Pull out each line of the data that includes the word "styles".

## Start DATA SECTION

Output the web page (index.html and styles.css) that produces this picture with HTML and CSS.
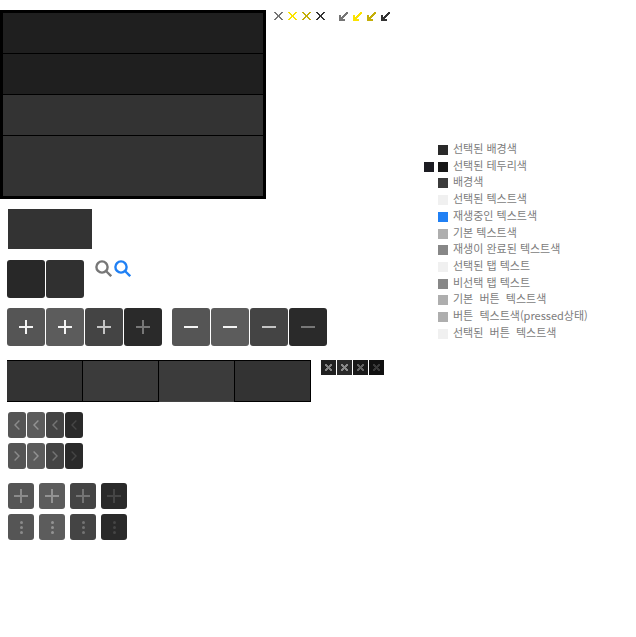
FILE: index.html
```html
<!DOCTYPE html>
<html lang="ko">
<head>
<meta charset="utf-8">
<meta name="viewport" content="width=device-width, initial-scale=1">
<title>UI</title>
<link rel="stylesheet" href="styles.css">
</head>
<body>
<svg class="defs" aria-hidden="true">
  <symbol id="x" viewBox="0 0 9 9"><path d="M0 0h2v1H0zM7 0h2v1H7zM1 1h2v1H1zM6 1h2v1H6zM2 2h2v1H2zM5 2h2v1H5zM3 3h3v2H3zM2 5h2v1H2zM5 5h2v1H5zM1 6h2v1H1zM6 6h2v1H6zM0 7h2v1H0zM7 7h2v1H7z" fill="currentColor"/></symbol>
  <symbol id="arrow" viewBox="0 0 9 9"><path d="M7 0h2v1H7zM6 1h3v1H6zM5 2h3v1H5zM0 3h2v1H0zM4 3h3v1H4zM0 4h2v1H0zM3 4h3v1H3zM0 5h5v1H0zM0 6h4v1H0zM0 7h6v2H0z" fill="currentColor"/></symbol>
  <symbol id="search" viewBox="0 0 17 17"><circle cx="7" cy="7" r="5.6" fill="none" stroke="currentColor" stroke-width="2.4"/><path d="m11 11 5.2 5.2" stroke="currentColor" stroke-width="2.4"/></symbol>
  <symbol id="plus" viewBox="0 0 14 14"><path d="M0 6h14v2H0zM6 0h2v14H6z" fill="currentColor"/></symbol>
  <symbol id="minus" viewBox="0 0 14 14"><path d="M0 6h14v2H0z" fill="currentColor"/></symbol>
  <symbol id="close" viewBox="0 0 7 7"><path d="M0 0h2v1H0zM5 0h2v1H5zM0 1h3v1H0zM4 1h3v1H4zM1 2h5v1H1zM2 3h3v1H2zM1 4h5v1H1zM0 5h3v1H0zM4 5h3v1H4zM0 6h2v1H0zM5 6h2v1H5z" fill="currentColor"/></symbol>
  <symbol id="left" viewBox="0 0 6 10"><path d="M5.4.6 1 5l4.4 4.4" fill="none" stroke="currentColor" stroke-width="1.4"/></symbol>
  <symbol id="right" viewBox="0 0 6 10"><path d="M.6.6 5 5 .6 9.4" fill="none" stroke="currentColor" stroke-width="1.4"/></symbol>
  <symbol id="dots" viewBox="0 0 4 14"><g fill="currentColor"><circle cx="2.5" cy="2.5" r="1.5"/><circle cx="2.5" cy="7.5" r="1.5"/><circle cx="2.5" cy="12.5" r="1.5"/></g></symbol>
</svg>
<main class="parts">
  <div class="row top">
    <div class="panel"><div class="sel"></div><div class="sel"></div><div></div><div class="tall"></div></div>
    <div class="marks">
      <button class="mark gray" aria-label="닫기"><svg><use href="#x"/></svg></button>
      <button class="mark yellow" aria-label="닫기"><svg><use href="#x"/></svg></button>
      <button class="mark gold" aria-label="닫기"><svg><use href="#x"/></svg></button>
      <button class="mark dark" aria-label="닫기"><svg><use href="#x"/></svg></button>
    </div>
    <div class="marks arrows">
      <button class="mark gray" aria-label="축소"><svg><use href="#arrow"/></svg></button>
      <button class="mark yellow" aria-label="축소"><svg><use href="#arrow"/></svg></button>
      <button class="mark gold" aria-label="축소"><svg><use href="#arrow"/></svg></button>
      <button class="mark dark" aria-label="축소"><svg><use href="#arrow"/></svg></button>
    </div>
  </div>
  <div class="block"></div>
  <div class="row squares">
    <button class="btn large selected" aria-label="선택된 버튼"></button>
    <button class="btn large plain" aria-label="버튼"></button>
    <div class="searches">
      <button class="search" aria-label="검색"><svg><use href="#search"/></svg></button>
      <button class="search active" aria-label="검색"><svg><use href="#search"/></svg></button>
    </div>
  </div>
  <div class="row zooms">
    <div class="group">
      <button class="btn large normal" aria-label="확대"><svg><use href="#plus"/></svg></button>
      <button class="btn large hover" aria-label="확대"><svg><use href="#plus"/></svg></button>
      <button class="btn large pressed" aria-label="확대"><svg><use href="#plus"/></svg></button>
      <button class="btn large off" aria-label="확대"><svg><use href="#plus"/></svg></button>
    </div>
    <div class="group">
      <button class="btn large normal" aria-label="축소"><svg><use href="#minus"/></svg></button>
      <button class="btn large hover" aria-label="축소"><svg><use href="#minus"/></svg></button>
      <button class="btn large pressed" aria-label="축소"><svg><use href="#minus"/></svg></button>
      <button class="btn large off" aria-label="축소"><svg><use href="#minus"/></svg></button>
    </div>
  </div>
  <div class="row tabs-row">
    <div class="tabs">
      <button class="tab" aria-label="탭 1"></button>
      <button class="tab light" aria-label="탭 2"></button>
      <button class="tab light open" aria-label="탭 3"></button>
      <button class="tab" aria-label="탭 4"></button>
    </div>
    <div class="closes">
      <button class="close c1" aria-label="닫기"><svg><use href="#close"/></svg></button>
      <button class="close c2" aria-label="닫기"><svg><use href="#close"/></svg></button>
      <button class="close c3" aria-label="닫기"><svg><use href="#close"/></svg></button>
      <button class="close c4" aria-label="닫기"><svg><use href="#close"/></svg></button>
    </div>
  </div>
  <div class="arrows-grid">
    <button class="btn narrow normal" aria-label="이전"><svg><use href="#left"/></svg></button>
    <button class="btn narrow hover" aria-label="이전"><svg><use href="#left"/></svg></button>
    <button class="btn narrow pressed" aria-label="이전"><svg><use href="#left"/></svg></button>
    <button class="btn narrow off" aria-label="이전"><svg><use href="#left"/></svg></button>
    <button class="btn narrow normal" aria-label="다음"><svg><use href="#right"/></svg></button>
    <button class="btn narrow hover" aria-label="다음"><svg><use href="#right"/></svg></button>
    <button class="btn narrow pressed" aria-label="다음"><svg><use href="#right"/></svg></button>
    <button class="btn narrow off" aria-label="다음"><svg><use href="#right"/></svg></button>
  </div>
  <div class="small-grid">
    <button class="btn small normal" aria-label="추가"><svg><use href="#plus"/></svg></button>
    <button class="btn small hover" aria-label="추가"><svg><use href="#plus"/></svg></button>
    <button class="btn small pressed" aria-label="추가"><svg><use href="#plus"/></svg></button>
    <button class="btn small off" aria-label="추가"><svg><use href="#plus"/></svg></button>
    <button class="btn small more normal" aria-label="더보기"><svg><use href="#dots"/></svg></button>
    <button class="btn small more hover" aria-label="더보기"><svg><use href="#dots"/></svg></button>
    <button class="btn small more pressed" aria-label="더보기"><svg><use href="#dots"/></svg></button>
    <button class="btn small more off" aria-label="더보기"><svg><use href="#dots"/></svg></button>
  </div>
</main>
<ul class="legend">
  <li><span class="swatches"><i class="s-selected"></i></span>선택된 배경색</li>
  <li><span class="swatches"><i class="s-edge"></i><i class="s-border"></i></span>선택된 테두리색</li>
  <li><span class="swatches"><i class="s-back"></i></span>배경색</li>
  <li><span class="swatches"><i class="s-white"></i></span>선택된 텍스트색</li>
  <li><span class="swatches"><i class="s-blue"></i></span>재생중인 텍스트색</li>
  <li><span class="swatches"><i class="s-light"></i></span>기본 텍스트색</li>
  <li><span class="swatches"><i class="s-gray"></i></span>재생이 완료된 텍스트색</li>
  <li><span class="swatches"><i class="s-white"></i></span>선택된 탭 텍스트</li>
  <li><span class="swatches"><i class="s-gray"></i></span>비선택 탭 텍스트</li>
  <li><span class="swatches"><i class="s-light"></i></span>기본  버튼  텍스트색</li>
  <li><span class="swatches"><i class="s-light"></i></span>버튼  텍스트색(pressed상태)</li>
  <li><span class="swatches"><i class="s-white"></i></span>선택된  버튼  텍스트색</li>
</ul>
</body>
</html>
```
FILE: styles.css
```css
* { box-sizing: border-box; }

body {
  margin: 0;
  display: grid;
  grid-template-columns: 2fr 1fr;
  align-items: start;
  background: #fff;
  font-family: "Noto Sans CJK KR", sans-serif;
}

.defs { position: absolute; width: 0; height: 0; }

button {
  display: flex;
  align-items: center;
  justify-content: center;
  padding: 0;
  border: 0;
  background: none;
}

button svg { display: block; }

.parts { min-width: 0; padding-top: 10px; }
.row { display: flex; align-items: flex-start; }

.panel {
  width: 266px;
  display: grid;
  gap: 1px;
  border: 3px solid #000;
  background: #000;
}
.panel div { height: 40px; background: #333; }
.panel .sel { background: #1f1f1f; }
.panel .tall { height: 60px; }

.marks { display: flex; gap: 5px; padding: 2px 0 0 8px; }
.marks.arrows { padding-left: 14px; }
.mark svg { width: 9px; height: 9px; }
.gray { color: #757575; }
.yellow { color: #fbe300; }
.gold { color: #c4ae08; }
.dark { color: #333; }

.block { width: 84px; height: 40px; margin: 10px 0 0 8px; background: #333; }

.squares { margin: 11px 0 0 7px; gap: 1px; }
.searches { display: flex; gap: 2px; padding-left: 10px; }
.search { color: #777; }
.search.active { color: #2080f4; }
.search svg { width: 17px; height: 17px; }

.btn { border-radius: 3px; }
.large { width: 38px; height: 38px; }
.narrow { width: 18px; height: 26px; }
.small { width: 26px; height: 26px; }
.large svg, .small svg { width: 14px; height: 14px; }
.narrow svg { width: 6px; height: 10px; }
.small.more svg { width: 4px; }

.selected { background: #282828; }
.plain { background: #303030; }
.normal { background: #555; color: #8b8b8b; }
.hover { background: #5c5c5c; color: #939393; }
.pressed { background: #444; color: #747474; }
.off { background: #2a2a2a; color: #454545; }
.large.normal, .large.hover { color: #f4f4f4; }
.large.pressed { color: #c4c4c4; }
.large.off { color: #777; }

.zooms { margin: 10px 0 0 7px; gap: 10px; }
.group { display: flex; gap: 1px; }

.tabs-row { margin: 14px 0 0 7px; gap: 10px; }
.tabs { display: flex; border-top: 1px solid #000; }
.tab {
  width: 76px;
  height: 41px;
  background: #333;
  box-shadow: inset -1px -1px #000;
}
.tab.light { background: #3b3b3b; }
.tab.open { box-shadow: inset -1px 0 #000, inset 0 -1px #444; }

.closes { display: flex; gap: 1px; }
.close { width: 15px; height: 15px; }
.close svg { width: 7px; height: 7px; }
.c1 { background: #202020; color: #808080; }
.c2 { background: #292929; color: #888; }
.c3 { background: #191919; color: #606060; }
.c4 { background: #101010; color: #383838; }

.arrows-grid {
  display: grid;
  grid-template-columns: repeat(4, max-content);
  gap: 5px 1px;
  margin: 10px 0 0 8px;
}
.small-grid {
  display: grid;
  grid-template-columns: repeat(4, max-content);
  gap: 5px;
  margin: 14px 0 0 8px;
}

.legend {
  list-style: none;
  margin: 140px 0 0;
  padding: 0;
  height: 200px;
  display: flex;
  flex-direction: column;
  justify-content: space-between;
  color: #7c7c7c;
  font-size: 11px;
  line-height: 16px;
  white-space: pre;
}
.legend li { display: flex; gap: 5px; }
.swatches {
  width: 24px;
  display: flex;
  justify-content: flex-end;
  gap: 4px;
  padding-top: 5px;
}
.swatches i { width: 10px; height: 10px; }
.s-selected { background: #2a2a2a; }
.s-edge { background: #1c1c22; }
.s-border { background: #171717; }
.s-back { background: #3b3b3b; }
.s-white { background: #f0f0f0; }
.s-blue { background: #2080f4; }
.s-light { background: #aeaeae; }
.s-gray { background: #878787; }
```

## End DATA SECTION

RESPONSE TO THE EXERCISE:
Output the web page (index.html and styles.css) that produces this picture with HTML and CSS.
<link rel="stylesheet" href="styles.css">
FILE: styles.css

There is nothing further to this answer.